Properties of the Mallows Model Depending on the Number of Alternatives: A Warning for an Experimentalist
Niclas Boehmer, Piotr Faliszewski, Sonja Kraiczy
TL;DR
The paper tackles how the Mallows distribution over rankings behaves as the number of alternatives grows, contrasting the classic dispersion parameter $\phi$ with the normalized variant $\mathrm{norm\text{-} }\phi$. It develops a rigorous asymptotic framework to compare properties under both parameterizations, derives exact and asymptotic expressions for top-choice position, pairwise comparisons, and winner probabilities, and provides theoretical results plus empirical evidence using real-world data.
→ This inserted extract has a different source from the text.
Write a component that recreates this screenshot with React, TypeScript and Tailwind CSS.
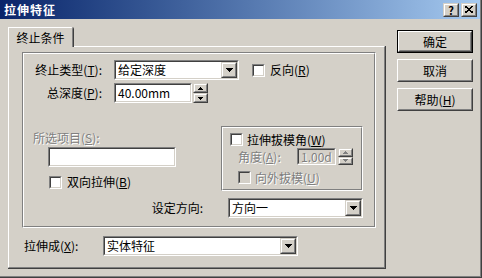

The key finding is that the classic Mallows model often exhibits structure that drifts with $m$, while the normalized variant maintains stable, data-aligned properties; this motivates preferring the normalized approach in experiments involving varying numbers of alternatives. The paper offers practical warnings for experiment design, parameter estimation, and generalization across different $m$, and provides publicly available code for replication.
Abstract
The Mallows model is a popular distribution for ranked data. We empirically and theoretically analyze how the properties of rankings sampled from the Mallows model change when increasing the number of alternatives. We find that real-world data behaves differently than the Mallows model, yet is in line with its recent variant proposed by Boehmer et al. [2021]. As part of our study, we issue several warnings about using the model.